■ Aim: Only the lines from the start of the data through the line containing "20.13c-.76.69-1.93.69-2.69-.01l-.11-.1C5.3 15.27 1.87" should be written out, exactly as they are, with both ends included and the pictures left out.

■ Recorded data:

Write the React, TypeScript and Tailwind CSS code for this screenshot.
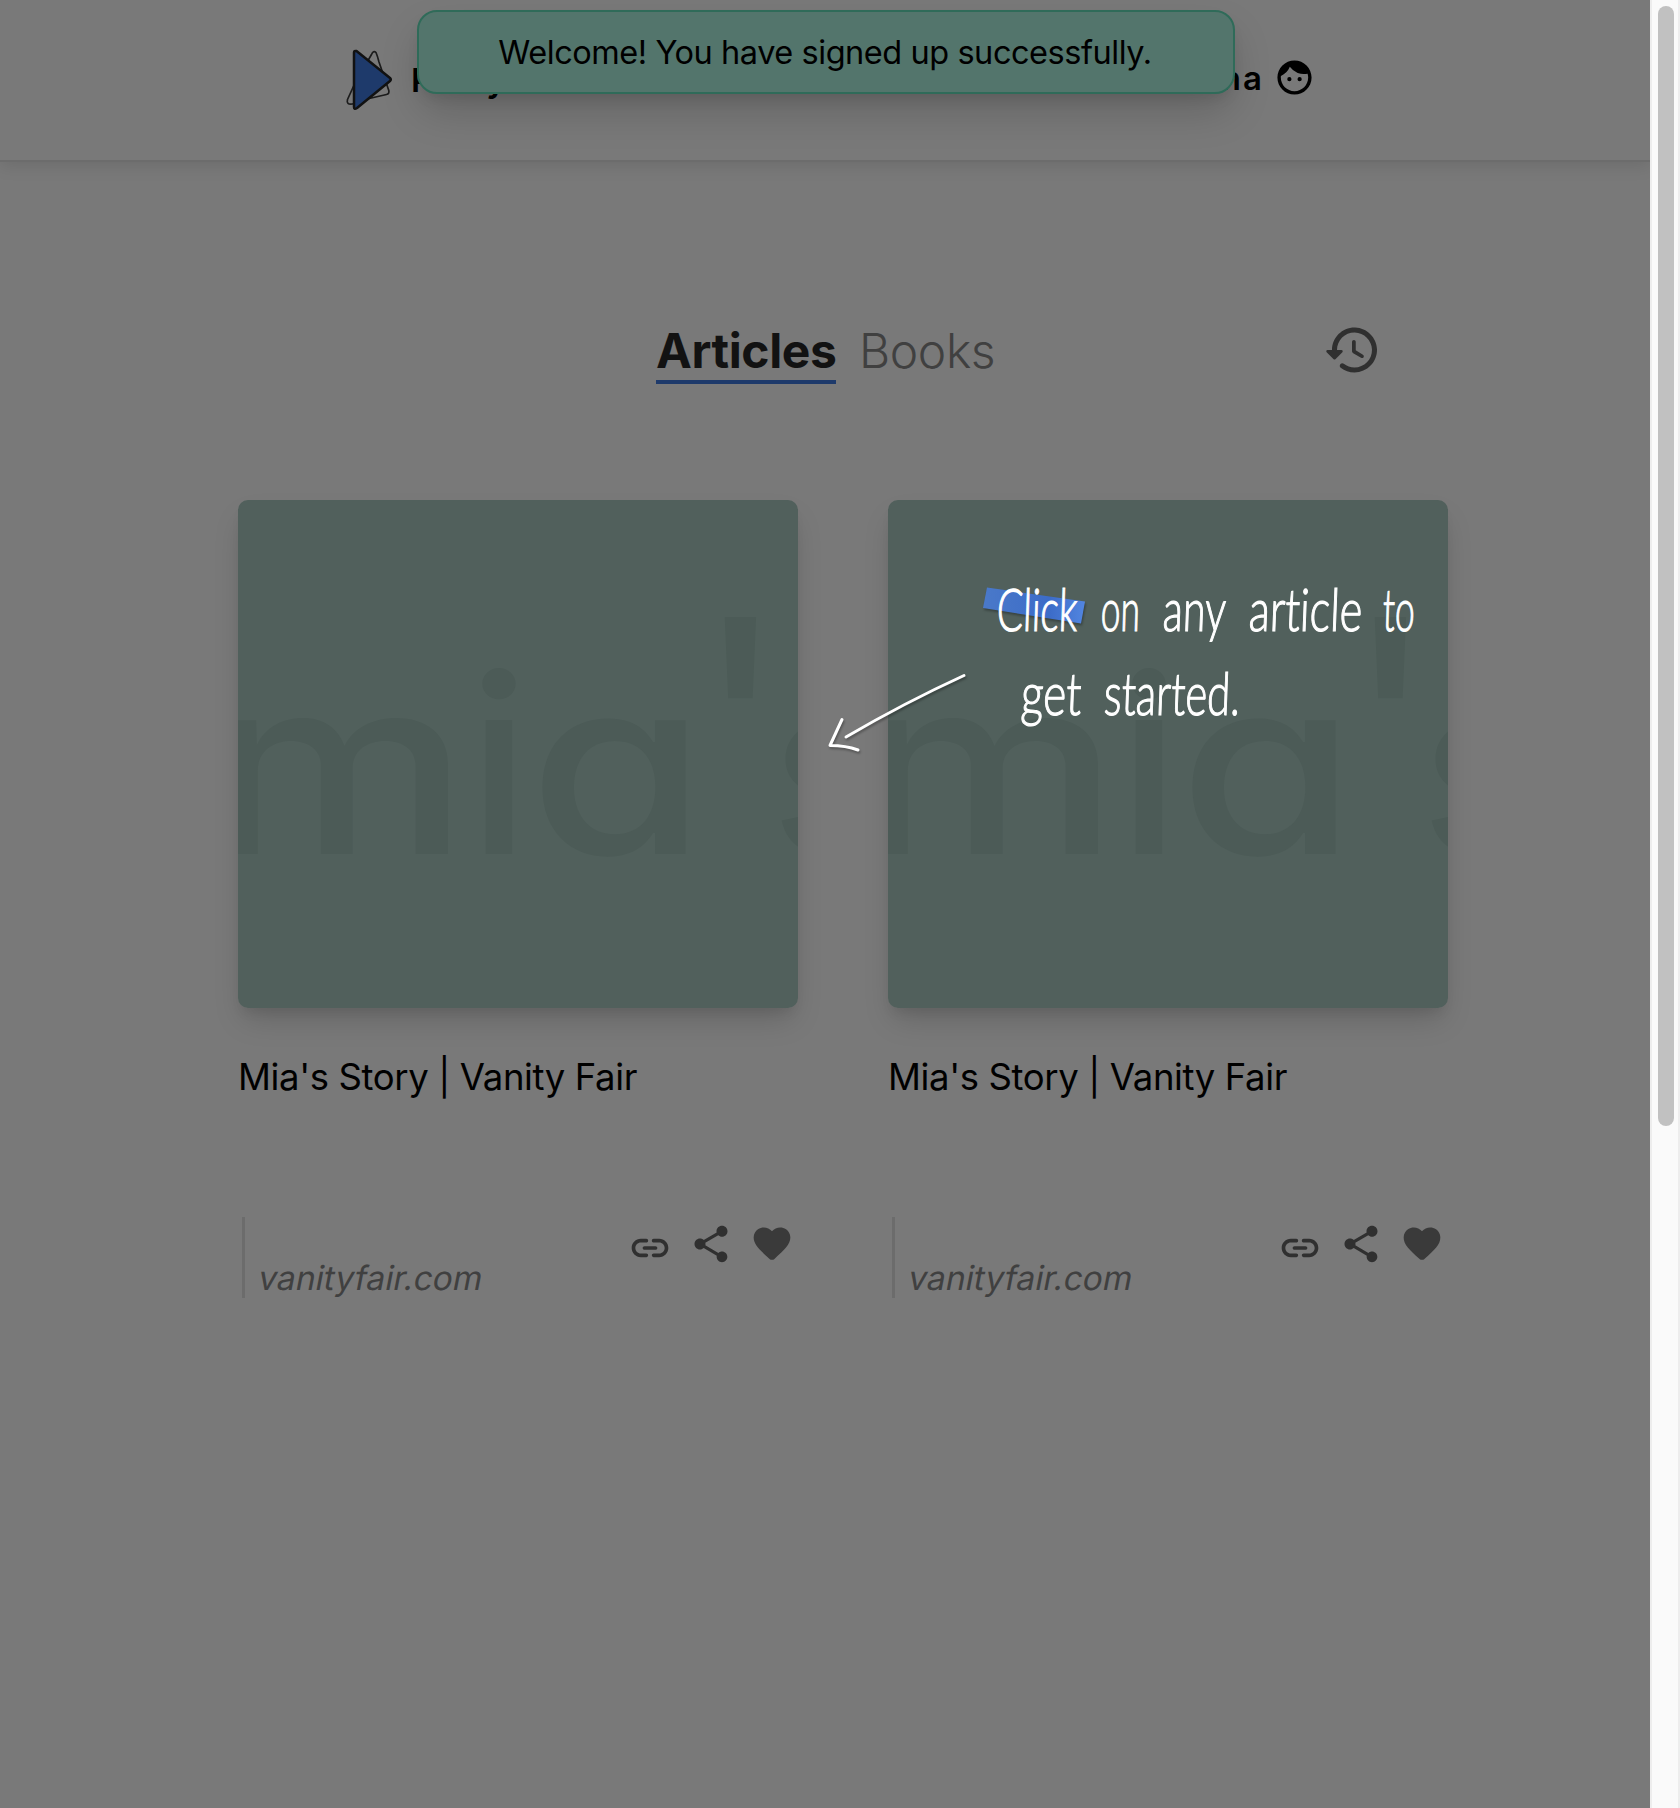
import React from "react";
import { MdFace, MdShare } from "react-icons/md";

const HISTORY =
  "M13.26 3C8.17 2.86 4 6.95 4 12H2.21c-.45 0-.67.54-.35.85l2.79 2.8c.2.2.51.2.71 0l2.79-2.8c.31-.31.09-.85-.36-.85H6c0-3.9 3.18-7.05 7.1-7 3.72.05 6.85 3.18 6.9 6.9.05 3.91-3.1 7.1-7 7.1-1.61 0-3.1-.55-4.28-1.48-.4-.31-.96-.28-1.32.08-.42.42-.39 1.13.08 1.49C9.02 20.29 10.93 21 13 21c5.05 0 9.14-4.17 9-9.26-.13-4.69-4.05-8.61-8.74-8.74zm-.51 5c-.41 0-.75.34-.75.75v3.68c0 .35.19.68.49.86l3.12 1.85c.36.21.82.09 1.03-.26.21-.36.09-.82-.26-1.03l-2.88-1.71v-3.4c0-.4-.34-.74-.75-.74z";
const LINK =
  "M17 7h-3c-.55 0-1 .45-1 1s.45 1 1 1h3c1.65 0 3 1.35 3 3s-1.35 3-3 3h-3c-.55 0-1 .45-1 1s.45 1 1 1h3c2.76 0 5-2.24 5-5s-2.24-5-5-5zm-9 5c0 .55.45 1 1 1h6c.55 0 1-.45 1-1s-.45-1-1-1H9c-.55 0-1 .45-1 1zm2 3H7c-1.65 0-3-1.35-3-3s1.35-3 3-3h3c.55 0 1-.45 1-1s-.45-1-1-1H7c-2.76 0-5 2.24-5 5s2.24 5 5 5h3c.55 0 1-.45 1-1s-.45-1-1-1z";
const HEART =
  "M13.35 20.13c-.76.69-1.93.69-2.69-.01l-.11-.1C5.3 15.27 1.87 12.16 2 8.28c.06-1.7.93-3.33 2.34-4.29 2.64-1.8 5.9-.96 7.66 1.1 1.76-2.06 5.02-2.91 7.66-1.1 1.41.96 2.28 2.59 2.34 4.29.14 3.88-3.3 6.99-8.55 11.76l-.1.09z";

function Icon({ d, className }: { d: string; className: string }) {
  return (
    <svg viewBox="0 0 24 24" fill="currentColor" className={className}>
      <path d={d} />
    </svg>
  );
}

function Logo() {
  return (
    <svg width="48" height="64" viewBox="0 0 48 64" fill="none" strokeLinejoin="round" className="shrink-0">
      <path
        d="M26.5 6.5Q28.5 2 31 4.500Q32.500 8 34 14L43.800 42.500Q44.500 46 41.500 46.500L22 51L7.500 56Q1 57 2.500 51.500L10 35Z"
        stroke="#1c1c1c"
        strokeWidth="1.7"
      />
      <path
        d="M9 4.500Q9 2.500 11.500 3L45 30Q46.500 31.500 45 33L12 60Q9 62 9 59Z"
        fill="#1e3a6b"
        stroke="#121212"
        strokeWidth="2.500"
      />
    </svg>
  );
}

function Watermark() {
  return (
    <div className="font-medium text-[245px] leading-none text-[#4c5b57] select-none [font-feature-settings:'cv11','ss03']">
      <span className="absolute -left-[34px] top-[143px] origin-left scale-x-[1.22]">m</span>
      <span className="absolute left-[230px] top-[143px]">i</span>
      <span className="absolute left-[291px] top-[143px] origin-left scale-x-[1.17]">a</span>
      <span className="absolute left-[458px] top-[79px] origin-top-left scale-[1.16]">'</span>
      <span className="absolute left-[532px] top-[143px]">s</span>
    </div>
  );
}

function Card() {
  return (
    <article className="w-[560px]">
      <div className="h-[508px] rounded-[10px] shadow-[0_16px_30px_-6px_rgba(0,0,0,0.17),0_8px_12px_-4px_rgba(0,0,0,0.08)]">
        <div className="relative h-full overflow-hidden rounded-[10px] bg-[#51605c]">
          <Watermark />
        </div>
      </div>
      <h2 className="mt-[47px] h-[44px] text-[36.5px] font-[420] leading-[44px] tracking-[-0.38px] text-black whitespace-nowrap">
        Mia's Story | Vanity Fair
      </h2>
      <div className="mt-[118px] flex justify-between">
        <div className="ml-1 flex h-[81px] items-end border-l-[3px] border-[#6c6c6c] pl-[14px]">
          <span className="inline-block -skew-x-[11deg] text-[33.5px] font-[430] leading-[40px] text-[#404040]">
            vanityfair.com
          </span>
        </div>
        <div className="mt-[5px] mr-1 flex text-[#303030]">
          <Icon d={LINK} className="mt-1 size-11" />
          <MdShare className="ml-[17px] mr-[1px] size-11" />
          <Icon d={HEART} className="ml-4 size-11 text-[#3a3a3a]" />
        </div>
      </div>
    </article>
  );
}

function Hint() {
  return (
    <div className="absolute left-[820px] top-[570px] h-[200px] w-[620px] text-white">
      <svg
        width="620"
        height="200"
        viewBox="0 0 620 200"
        fill="none"
        className="absolute inset-0 drop-shadow-[1px_2px_1px_rgba(0,0,0,0.3)]"
      >
        <defs>
          <linearGradient id="tape">
            <stop offset="0" stopColor="#4a79c9" />
            <stop offset="0.65" stopColor="#3c6cc8" />
            <stop offset="1" stopColor="#5285e0" />
          </linearGradient>
        </defs>
        <path d="M167 17.500 265 31.500 261 53.500 163 38Z" fill="url(#tape)" />
        <path
          d="M144 105.500Q84 133 26 167M22 149.500 10 175.500Q26 175.500 38 180"
          stroke="white"
          strokeWidth="3"
          strokeLinecap="round"
          strokeLinejoin="round"
        />
      </svg>
      <div className="relative font-['Lato'] font-light text-[59px] leading-[84px] whitespace-nowrap [font-variant-ligatures:none] [-webkit-text-stroke:1.2px_white]">
        <p className="h-[84px]">
          <span className="absolute left-[177px] -top-[3px] origin-left -skew-x-3 scale-x-[0.66]">Click</span>
          <span className="absolute left-[281px] -top-[3px] origin-left -skew-x-3 scale-x-[0.6]">on</span>
          <span className="absolute left-[343px] -top-[3px] origin-left -skew-x-3 scale-x-[0.7]">any</span>
          <span className="absolute left-[429px] -top-[3px] origin-left -skew-x-3 scale-x-[0.735]">article</span>
          <span className="absolute left-[563px] -top-[3px] origin-left -skew-x-3 scale-x-[0.6]">to</span>
        </p>
        <p className="h-[84px]">
          <span className="absolute left-[201px] top-[81px] origin-left -skew-x-3 scale-x-[0.75]">get</span>
          <span className="absolute left-[284px] top-[81px] origin-left -skew-x-3 scale-x-[0.71]">started.</span>
        </p>
      </div>
    </div>
  );
}

export default function App() {
  return (
    <div className="relative flex h-[1808px] w-[1680px] overflow-hidden bg-[#797979] font-['Inter',sans-serif]">
      <div className="w-[1650px] shrink-0">
        <header className="flex h-[162px] items-start justify-between border-b-2 border-[#6c6c6c] pl-[345px] pr-[336px] shadow-[0_4px_16px_rgba(0,0,0,0.1)]">
          <div className="mt-[48px] flex items-center">
            <Logo />
            <span className="ml-[18px] text-[33px] font-semibold leading-[64px] tracking-[9px] text-black">Play</span>
          </div>
          <div className="mt-[56px] -mr-[1px] flex items-center text-black">
            <span className="text-[33px] font-semibold leading-[44px] tracking-[2px]">na</span>
            <MdFace className="ml-[10px] -mt-[1px] size-[41px]" />
          </div>
        </header>

        <nav className="relative mt-[158px] flex h-[64px] pl-[656px] text-[48px]">
          <span className="mr-[23px] h-[64px] w-[180px] border-b-4 border-[#1e3a6b] font-bold leading-[62px] tracking-[-0.4px] text-[#121212]">
            Articles
          </span>
          <span className="font-[280] leading-[62px] tracking-[-0.4px] text-[#404040]">Books</span>
          <Icon d={HISTORY} className="absolute left-[1322px] top-0 size-[60px] text-[#303030]" />
        </nav>

        <main className="mt-[116px] flex gap-[90px] pl-[238px]">
          <Card />
          <Card />
        </main>
      </div>

      <div className="w-[30px] shrink-0 border-x-2 border-[#ededed] bg-[#fafafa] px-1.5 pt-1.5">
        <div className="h-[1120px] w-4 rounded-full bg-[#c1c1c1]" />
      </div>

      <Hint />

      <div className="absolute left-[417px] top-[10px] flex h-[84px] w-[818px] items-center justify-center rounded-[20px] border-2 border-[#2f6b59] bg-[#53756c] text-[32.5px] font-[420] tracking-[-0.45px] text-black shadow-[0_20px_40px_-4px_rgba(0,0,0,0.18),0_8px_16px_-6px_rgba(0,0,0,0.12)]">
        <span className="mt-[2px] mr-[2px]">Welcome! You have signed up successfully.</span>
      </div>
    </div>
  );
}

■ Final answer:
Write the React, TypeScript and Tailwind CSS code for this screenshot.
import React from "react";
import { MdFace, MdShare } from "react-icons/md";

const HISTORY =
  "M13.26 3C8.17 2.86 4 6.95 4 12H2.21c-.45 0-.67.54-.35.85l2.79 2.8c.2.2.51.2.71 0l2.79-2.8c.31-.31.09-.85-.36-.85H6c0-3.9 3.18-7.05 7.1-7 3.72.05 6.85 3.18 6.9 6.9.05 3.91-3.1 7.1-7 7.1-1.61 0-3.1-.55-4.28-1.48-.4-.31-.96-.28-1.32.08-.42.42-.39 1.13.08 1.49C9.02 20.29 10.93 21 13 21c5.05 0 9.14-4.17 9-9.26-.13-4.69-4.05-8.61-8.74-8.74zm-.51 5c-.41 0-.75.34-.75.75v3.68c0 .35.19.68.49.86l3.12 1.85c.36.21.82.09 1.03-.26.21-.36.09-.82-.26-1.03l-2.88-1.71v-3.4c0-.4-.34-.74-.75-.74z";
const LINK =
  "M17 7h-3c-.55 0-1 .45-1 1s.45 1 1 1h3c1.65 0 3 1.35 3 3s-1.35 3-3 3h-3c-.55 0-1 .45-1 1s.45 1 1 1h3c2.76 0 5-2.24 5-5s-2.24-5-5-5zm-9 5c0 .55.45 1 1 1h6c.55 0 1-.45 1-1s-.45-1-1-1H9c-.55 0-1 .45-1 1zm2 3H7c-1.65 0-3-1.35-3-3s1.35-3 3-3h3c.55 0 1-.45 1-1s-.45-1-1-1H7c-2.76 0-5 2.24-5 5s2.24 5 5 5h3c.55 0 1-.45 1-1s-.45-1-1-1z";
const HEART =
  "M13.35 20.13c-.76.69-1.93.69-2.69-.01l-.11-.1C5.3 15.27 1.87 12.16 2 8.28c.06-1.7.93-3.33 2.34-4.29 2.64-1.8 5.9-.96 7.66 1.1 1.76-2.06 5.02-2.91 7.66-1.1 1.41.96 2.28 2.59 2.34 4.29.14 3.88-3.3 6.99-8.55 11.76l-.1.09z";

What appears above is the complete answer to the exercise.